So I’ve been thinking a lot lately about our foster kids going home – both those that have left and all of our future placements that will most likely leave us as well. These kids leaving is probably the hardest part of being a foster parent. We love these children as though they were our own. We keep them safe, we rock them when they are sad, we kiss their boo-boos when they get hurt, we stay up with them all night when they are sick…all of these are things I do for my own child. As soon as a child enters our home, they are ours. Obviously, that can make for many emotions when it’s time for them to leave. You feel an obvious sense of loss, you are worried beyond any type of normal concern, you often feel anger towards everyone involved. There’s often feelings of pride knowing that they made some progress while in your care. You name it, we feel it.

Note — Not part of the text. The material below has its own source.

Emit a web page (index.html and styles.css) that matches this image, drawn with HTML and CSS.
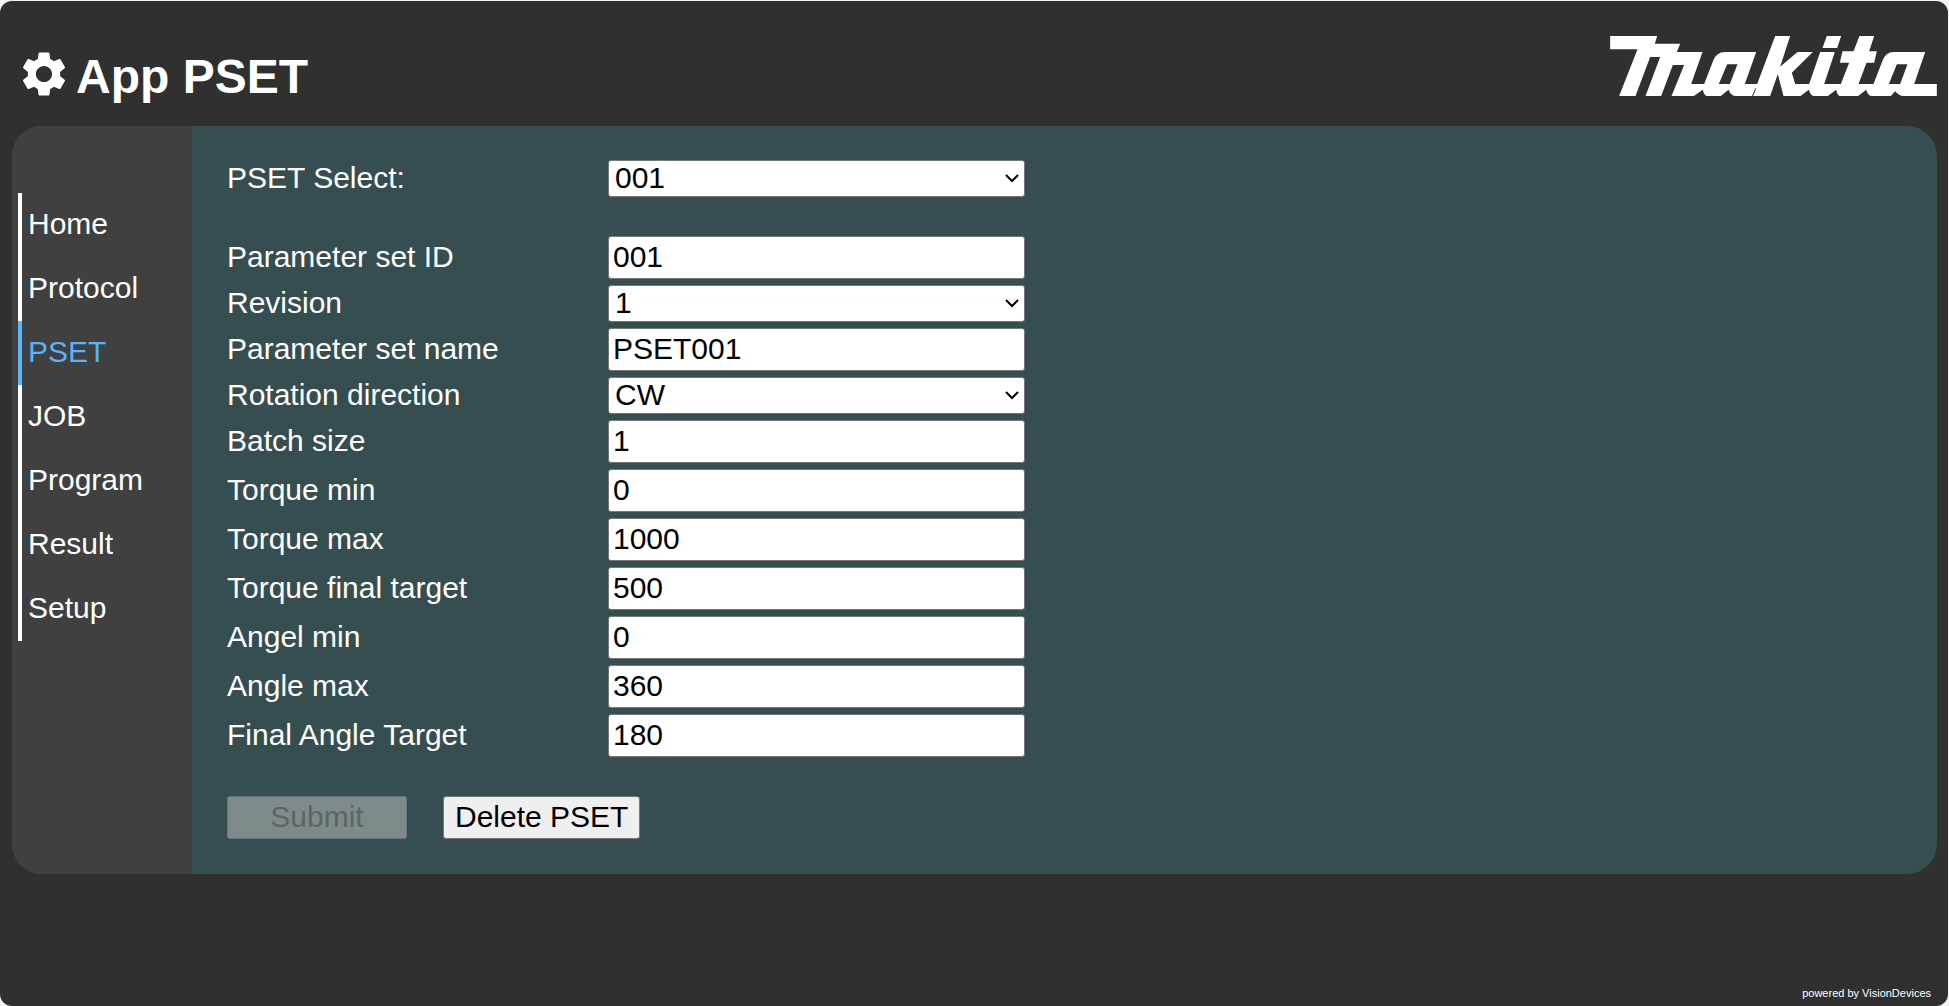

I think one of the hardest parts (especially when you specialize in the younger ones, as our family does) worry is a one of the more overwhelming feelings. I worry that they will be safe, happy, grow up to be productive adults, that they will forget us (which is pretty much a given). All of these thoughts stay with us and probably will forever. How can you ever forget a child you have loved?? I don’t think it’s possible and I don’t think it’s possible to ever stop worrying. So in the face of all of this worrying, I have tried to come up with some ways to soothe my own wounds. In doing that, I have been focusing on what we are able to do for the child while he or she was here. Here is the number one thing that helps me make it through.
I believe that as foster parents (or any parent for that matter) have one ultimate goal. We want our children to feel loved and accepted because if they feel those two things and know it to be true in the core of their being, it will shape them and the decisions they make for the rest of their lives. As foster parents, I think this is especially important because most of these children have not ever felt those things before entering our home.
Just think about it…(generalizing here) little girls who get pregnant in their teen years, typically were just looking for someone to love them and allowed the first boy (or man) she came across, who claimed to love her, take advantage of her. Of course we all know of kids who act out because they are in need of acceptance and will do negative things that get negative reactions from the people around them, but they continue to do it because it’s at least some sort of attention even if it’s negative. Then there’s the kids who get into gangs because they just want to feel accepted and haven’t found that acceptance anywhere else. These are just a few examples.
Love and acceptance shape our children’s futures. It shapes their decisions. It shapes their self-esteem. It shapes their values. It shapes THEM! You can even take a step further and then say that it shapes their children and their grandchildren and so on and so on. A life with no love and no acceptance will start a pattern that no good parent would want to start. Now, we as foster parents come across these children who have gotten the exact opposite of love and acceptance and we have to work on reversing the effects. This isn’t easy, but it’s what we signed up for and it’s really why we do what we do.
So, even if they don’t remember us… Even if they don’t know our names… Even if they never see the pictures we send with them… Even if they go back to situations we would never want for them… we have changed them. They will remember in their heart of hearts that they were worth something to someone. They will remember in their heart of hearts that they were once loved and accepted just for who they were. They were wanted.
So even if they don’t remember us…they will be able to love both others and themselves. They will be able to feel empathy for others who are hurting. They will be able to hold on to hope. They will be able to be strong in hard times. They will be able to accept help without feeling like a failure because they know that they are worth the effort. These are the things we give these kids.
This is why we do what we do. This is the difference we make.